I've seen some terrific camo jobs on rifle/scope combinations and would love to try one on a gun I have. The gun is a Rem 788 in 22-250 w/Nikon scope. It's used by my boys when I take them coyote hunting/calling.

If I remember correctly, you can buy kits to do this. So I guess I'm looking at tips/suggestions on which kit to go with and anything that might be useful or make it go more smoothly in advance. The look I want would be something along the Realtree or hardwoods design, as I sit in wooded areas.

Anyway, being the perfectionist that I am, I want a great looking rifle when I'm done.

So sorry for the longwinded post, but any help is appreciated in advance. I'll shut up and just read now.


----------



## The Dak (Nov 23, 2003)

I've used a gun wrap (~$22, Kane's; I think). It's a sleeve with a zipper you just slide the gun into, but you still need to camo the barrel and scope.

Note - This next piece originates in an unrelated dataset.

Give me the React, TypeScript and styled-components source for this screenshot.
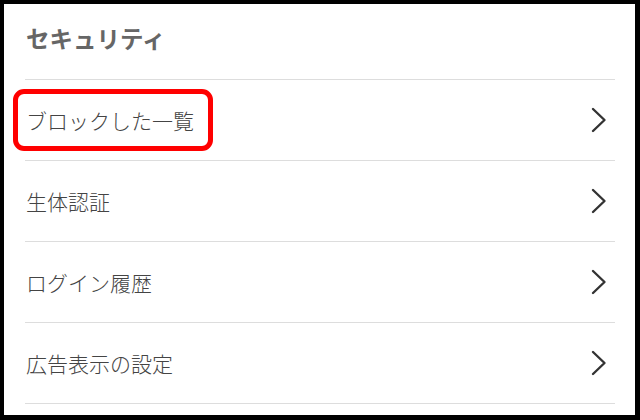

They are made specific to the model of gun you're shooting.

Kind of the easy road if you're looking for a project, but might be beneficial if you have more than one 788.


----------



## Plainsman (Jul 30, 2003)

ND 5 0

Check out snipercountry.com they have some good advice. I purchased a new Remington 700P in 308, and put a Leupold 4.5X14 with 30mm tube and 50 mm objective, mil dot. M1 on it. Then I went to Wally World and purchsed five colors of Krylon. Now it is desert camo. I would have liked to find paint in a can to use in my air brush, but the spray worked OK. I covered with tape, or model clay anything I didn't want paint on. Not to bad of a job for my first try.


----------